Handmade export products sit at a unique intersection of art, culture, and commerce. They carry stories of artisans, communities, and traditions while competing in demanding global markets that prioritize quality, compliance, and reliability. This balance is not easy to maintain for small and medium businesses involved in handmade exports. This is where Standard Operating Procedures (SOPs) become essential – not as rigid rules, but as enablers of sustainable, ethical, and scalable growth.
There’s a fear that SOPs dilute creativity, but well-designed SOPs actually protect craftsmanship while helping handmade exporters meet international expectations.
Preserving Craftsmanship While Ensuring Consistency
One of the biggest challenges in handmade exports is maintaining consistency across batches without losing the individuality that defines handmade products. International buyers understand that handmade items are not machine-perfect, but they still expect consistency in dimensions, finishing quality, durability, and packaging.

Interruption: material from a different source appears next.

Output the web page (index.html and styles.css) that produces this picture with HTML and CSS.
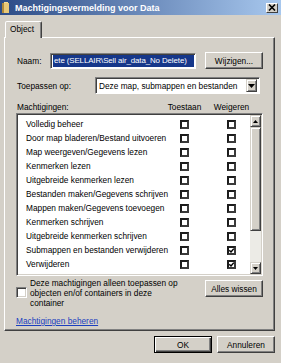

SOPs help define acceptable quality ranges rather than forcing uniformity. They document processes such as material selection, production steps, finishing standards, and quality checks in a way that respects artisan skills. Instead of replacing creativity, SOPs create a shared understanding of “what good looks like.”
For artisan-based businesses, this clarity reduces misunderstandings, minimizes rework, and ensures that each product reflects the brand promise. In handmade exports, consistency builds credibility – and SOPs are the foundation of that trust.
Meeting International Compliance and Ethical Production Standards
Export markets come with strict requirements related to safety, labeling, environmental impact, and ethical production. Many small handmade exporters struggle not because their products are poor, but because their processes are undocumented.
SOPs play a critical role in aligning handmade production with international compliance and ethical production standards. They help document how materials are sourced, how workers are treated, how waste is managed, and how quality is controlled. This documentation becomes invaluable during buyer audits, certifications, and compliance checks.
In an era where buyers actively seek ethically produced handmade exports, SOPs provide transparency. They allow businesses to confidently demonstrate responsible practices without overburdening artisans or management teams.
Improving Efficiency and Scalability for Small Exporters
Handmade businesses often grow organically, relying on experience rather than documented systems. While this works at a small scale, it becomes risky as export volumes increase. Without SOPs, scaling up can lead to inconsistent quality, missed deadlines, and stressed artisan teams.

SOPs improve operational efficiency by clearly outlining roles, timelines, and checkpoints. They reduce dependency on individual knowledge and make it easier to train new artisans or onboard additional production units. This is particularly important for exporters working with multiple artisan groups or decentralized production models.
For small and medium handmade exporters, SOPs enable growth without chaos. They allow businesses to accept larger orders, expand into new markets, and maintain delivery commitments – without compromising craftsmanship or ethical values.
Building Buyer Trust in Global Handmade Exports
Trust is the currency of international trade. Buyers want assurance that a handmade exporter can deliver consistent quality, meet timelines, and uphold ethical production standards over the long term.

SOPs signal professionalism. They show buyers that the business is process-driven, quality-conscious, and prepared for long-term partnerships. When issues arise, as they inevitably do – SOPs also provide a framework for problem-solving and continuous improvement.
In handmade exports, where relationships matter as much as products, SOPs strengthen communication between exporters, artisans, and buyers. They help set clear expectations and reduce friction, leading to repeat orders and sustainable business growth.
Conclusion
SOPs are not about turning handmade products into mass-produced goods. They are about protecting craftsmanship, supporting ethical production, and enabling handmade exporters to compete confidently in global markets. For small and medium businesses, SOPs transform creativity into reliability and passion into scalable impact.
In the world of handmade exports, where quality, trust, and transparency define success, SOPs are not an operational burden but are a strategic advantage.